## BEGIN

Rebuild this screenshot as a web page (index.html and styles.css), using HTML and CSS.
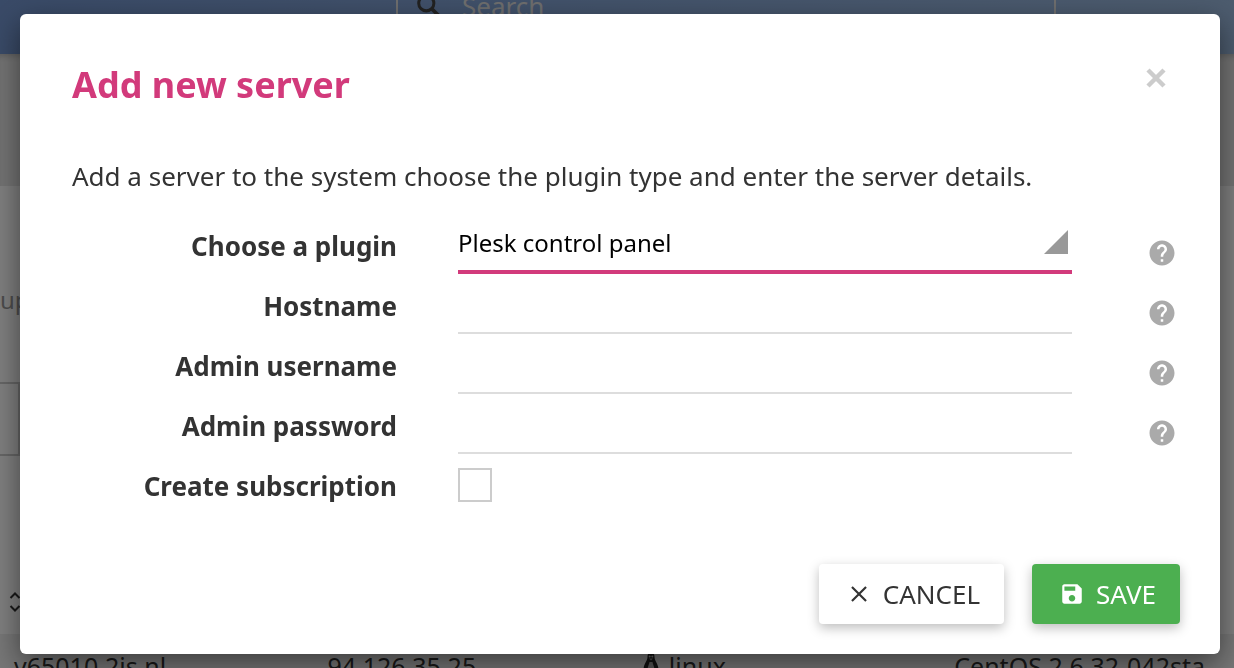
FILE: index.html
```html
<!DOCTYPE html>
<html lang="en">
<head>
<meta charset="utf-8">
<title>Add new server</title>
<link rel="stylesheet" href="styles.css">
</head>
<body>
<div class="page">
  <header class="topbar">
    <label class="search">
      <svg class="search-icon" viewBox="0 0 24 24" aria-hidden="true"><circle cx="9.500" cy="9.500" r="7" fill="none" stroke="currentColor" stroke-width="2.800"/><path d="M14.500 14.500L22 22" stroke="currentColor" stroke-width="3.400"/></svg>
      <input class="search-input" type="text" placeholder="Search" aria-label="Search">
    </label>
  </header>
  <div class="band"></div>
  <main class="content">
    <p class="group-text">up</p>
    <div class="filter"></div>
    <table class="servers">
      <thead>
        <tr>
          <th class="col"><svg class="sort" viewBox="0 0 12 20" fill="none" stroke="currentColor" stroke-width="2" aria-hidden="true"><path d="M1.500 6L6 1.500L10.500 6M1.500 14L6 18.500L10.500 14"/></svg></th>
          <th class="col"></th><th class="col"></th><th></th>
        </tr>
      </thead>
      <tbody>
        <tr>
          <td>v65010.2is.nl</td>
          <td>94.126.35.25</td>
          <td><svg class="tux" viewBox="0 0 20 24" aria-hidden="true"><path fill="#222" d="M10 0C7.500 0 6.500 2 6.500 5c0 4-4 7-4 13l3 5h9l3-5c0-6-4-9-4-13 0-3-1-5-3.500-5z"/><path fill="#aaa" d="M8.500 10h3c.5 3 2 5 2 8l-2 4h-3l-2-4c0-3 1.500-5 2-8z"/><circle cx="8.700" cy="4.500" r="1" fill="#ccc"/><circle cx="11.300" cy="4.500" r="1" fill="#ccc"/><path fill="#999" d="M8 6.500h4l-2 2z"/></svg>linux</td>
          <td>CentOS 2.6.32-042sta</td>
        </tr>
      </tbody>
    </table>
  </main>
</div>

<div class="overlay">
  <form class="dialog" role="dialog" aria-labelledby="title">
    <div class="dialog-head">
      <h1 class="title" id="title">Add new server</h1>
      <button class="close" type="button" aria-label="Close"><svg class="close-icon" viewBox="0 0 20 20" aria-hidden="true"><path d="M2 2L18 18M18 2L2 18" stroke="currentColor" stroke-width="4.500"/></svg></button>
    </div>
    <p class="intro">Add a server to the system choose the plugin type and enter the server details.</p>
    <div class="fields">
      <div class="field">
        <label class="label" for="plugin">Choose a plugin</label>
        <div class="select-wrap">
          <select class="select" id="plugin"><option>Plesk control panel</option></select>
          <svg class="corner" viewBox="0 0 24 24" aria-hidden="true"><path d="M24 0V24H0z" fill="#999"/></svg>
        </div>
        <svg class="help" viewBox="0 0 24 24" role="img" aria-label="Help"><path d="M12 2C6.480 2 2 6.480 2 12s4.480 10 10 10 10-4.480 10-10S17.520 2 12 2zm1 17h-2v-2h2v2zm2.070-7.750l-.9.920C13.450 12.900 13 13.500 13 15h-2v-.5c0-1.100.45-2.100 1.170-2.830l1.240-1.260c.37-.36.59-.86.59-1.410 0-1.100-.9-2-2-2s-2 .9-2 2H8c0-2.210 1.790-4 4-4s4 1.790 4 4c0 .88-.36 1.680-.93 2.250z"/></svg>
      </div>
      <div class="field">
        <label class="label" for="host">Hostname</label>
        <input class="input" id="host" type="text">
        <svg class="help" viewBox="0 0 24 24" role="img" aria-label="Help"><path d="M12 2C6.480 2 2 6.480 2 12s4.480 10 10 10 10-4.480 10-10S17.520 2 12 2zm1 17h-2v-2h2v2zm2.070-7.750l-.9.920C13.450 12.900 13 13.500 13 15h-2v-.5c0-1.100.45-2.100 1.170-2.830l1.240-1.260c.37-.36.59-.86.59-1.410 0-1.100-.9-2-2-2s-2 .9-2 2H8c0-2.210 1.790-4 4-4s4 1.790 4 4c0 .88-.36 1.680-.93 2.250z"/></svg>
      </div>
      <div class="field">
        <label class="label" for="user">Admin username</label>
        <input class="input" id="user" type="text">
        <svg class="help" viewBox="0 0 24 24" role="img" aria-label="Help"><path d="M12 2C6.480 2 2 6.480 2 12s4.480 10 10 10 10-4.480 10-10S17.520 2 12 2zm1 17h-2v-2h2v2zm2.070-7.750l-.9.920C13.450 12.900 13 13.500 13 15h-2v-.5c0-1.100.45-2.100 1.170-2.830l1.240-1.260c.37-.36.59-.86.59-1.410 0-1.100-.9-2-2-2s-2 .9-2 2H8c0-2.210 1.790-4 4-4s4 1.790 4 4c0 .88-.36 1.680-.93 2.250z"/></svg>
      </div>
      <div class="field">
        <label class="label" for="pass">Admin password</label>
        <input class="input" id="pass" type="password">
        <svg class="help" viewBox="0 0 24 24" role="img" aria-label="Help"><path d="M12 2C6.480 2 2 6.480 2 12s4.480 10 10 10 10-4.480 10-10S17.520 2 12 2zm1 17h-2v-2h2v2zm2.070-7.750l-.9.920C13.450 12.900 13 13.500 13 15h-2v-.5c0-1.100.45-2.100 1.170-2.830l1.240-1.260c.37-.36.59-.86.59-1.410 0-1.100-.9-2-2-2s-2 .9-2 2H8c0-2.210 1.790-4 4-4s4 1.790 4 4c0 .88-.36 1.680-.93 2.250z"/></svg>
      </div>
      <div class="field">
        <label class="label" for="sub">Create subscription</label>
        <input class="check" id="sub" type="checkbox">
      </div>
    </div>
    <div class="actions">
      <button class="btn" type="button"><svg class="btn-icon" viewBox="0 0 24 24" aria-hidden="true"><path d="M5.500 5.500L18.500 18.500M18.500 5.500L5.500 18.500" stroke="currentColor" stroke-width="2"/></svg>CANCEL</button>
      <button class="btn btn-save" type="submit"><svg class="btn-icon" viewBox="0 0 24 24" aria-hidden="true"><path fill="currentColor" d="M17 3H5c-1.110 0-2 .9-2 2v14c0 1.100.89 2 2 2h14c1.100 0 2-.9 2-2V7l-4-4zm-5 16c-1.660 0-3-1.340-3-3s1.340-3 3-3 3 1.340 3 3-1.340 3-3 3zm3-10H5V5h10v4z"/></svg>SAVE</button>
    </div>
  </form>
</div>
</body>
</html>
```
FILE: styles.css
```css
* { box-sizing: border-box; }
html, body { height: 100%; }
body {
  margin: 0;
  overflow: hidden;
  font-family: "Noto Sans", sans-serif;
  font-size: 26px;
  line-height: 36px;
  color: #333;
}
button, input, select { font: inherit; color: inherit; }

/* Server list behind the dialog */
.page { height: 100%; overflow: hidden; background: #fff; }
.topbar {
  height: 54px;
  padding: 0 178px 0 396px;
  overflow: hidden;
  background: linear-gradient(90deg, #7395cf, #9ab8dd);
}
.search {
  display: flex;
  align-items: center;
  height: 52px;
  margin-top: -20px;
  padding-left: 18px;
  border: 2px solid #ddd;
}
.search-icon { width: 26px; height: 26px; color: #444; }
.search-input {
  flex: 1;
  min-width: 0;
  margin-left: 20px;
  padding: 0;
  border: 0;
  background: none;
}
.search-input::placeholder { color: #ddd; opacity: 1; }
.band { height: 132px; background: #e8e8e8; box-shadow: inset 0 6px 6px -4px rgba(0, 0, 0, 0.2); }
.content { padding-top: 98px; }
.group-text { margin: 0; font-size: 24px; line-height: 32px; color: #999; }
.filter {
  width: 20px;
  height: 74px;
  margin-top: 66px;
  border: 2px solid #ccc;
  border-left: 0;
}
.servers {
  width: 100%;
  margin-top: 114px;
  table-layout: fixed;
  border-collapse: collapse;
  font-size: 25px;
  white-space: nowrap;
}
.servers th, .servers td { height: 64px; padding: 0 0 0 14px; text-align: left; }
.servers td { background: #eee; }
.servers .col { width: 25.4%; }
.servers th { padding-left: 9px; }
.sort { display: block; width: 12px; height: 20px; }
.tux { width: 20px; height: 24px; margin-right: 8px; }

/* Dialog */
.overlay {
  position: fixed;
  inset: 0;
  padding: 14px 14px 14px 20px;
  background: rgba(0, 0, 0, 0.5);
}
.dialog {
  padding: 50px 40px 30px 52px;
  border-radius: 6px;
  background: #fff;
  box-shadow: 0 10px 30px rgba(0, 0, 0, 0.5);
}
.dialog-head { display: flex; justify-content: space-between; align-items: flex-start; }
.title { margin: 0; font-size: 36px; line-height: 42px; font-weight: 700; color: #d23a7b; }
.close { display: flex; margin-right: 14px; padding: 4px 0; border: 0; background: none; color: #ccc; }
.close-icon { width: 20px; height: 20px; }
.intro { margin: 52px 0 20px; }
.field {
  display: grid;
  grid-template-columns: minmax(0, 386fr) minmax(0, 614fr) 105px;
  align-items: center;
  height: 60px;
  margin-right: 3px;
}
.label { padding: 4px 61px 0 0; text-align: right; font-weight: 700; }
.select-wrap { position: relative; height: 60px; }
.select {
  width: 100%;
  height: 60px;
  padding: 2px 30px 0 0;
  border: 0;
  border-bottom: 4px solid #d23a7b;
  border-radius: 0;
  appearance: none;
  background: none;
  font-size: 24px;
  color: #000;
}
.corner { position: absolute; right: 4px; top: 16px; width: 24px; height: 24px; pointer-events: none; }
.input { width: 100%; height: 60px; padding: 0; border: 0; border-bottom: 2px solid #ddd; background: none; }
.help { width: 30px; height: 30px; justify-self: end; align-self: end; margin-bottom: 6px; fill: #aaa; }
.check { appearance: none; width: 34px; height: 34px; margin: 2px 0 0; border: 2px solid #ccc; background: #fff; }
.actions { display: flex; justify-content: flex-end; gap: 28px; margin-top: 50px; }
.btn {
  display: flex;
  align-items: center;
  gap: 11px;
  height: 60px;
  padding: 0 24px 0 27px;
  border: 0;
  border-radius: 4px;
  background: #fff;
  box-shadow: 0 4px 12px rgba(0, 0, 0, 0.26);
}
.btn-save { background: #4caf50; color: #fff; }
.btn-icon { width: 26px; height: 26px; }
```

## END

Check each line of the data above for the word "styles" and say how many lines have it. Give the number alone.

3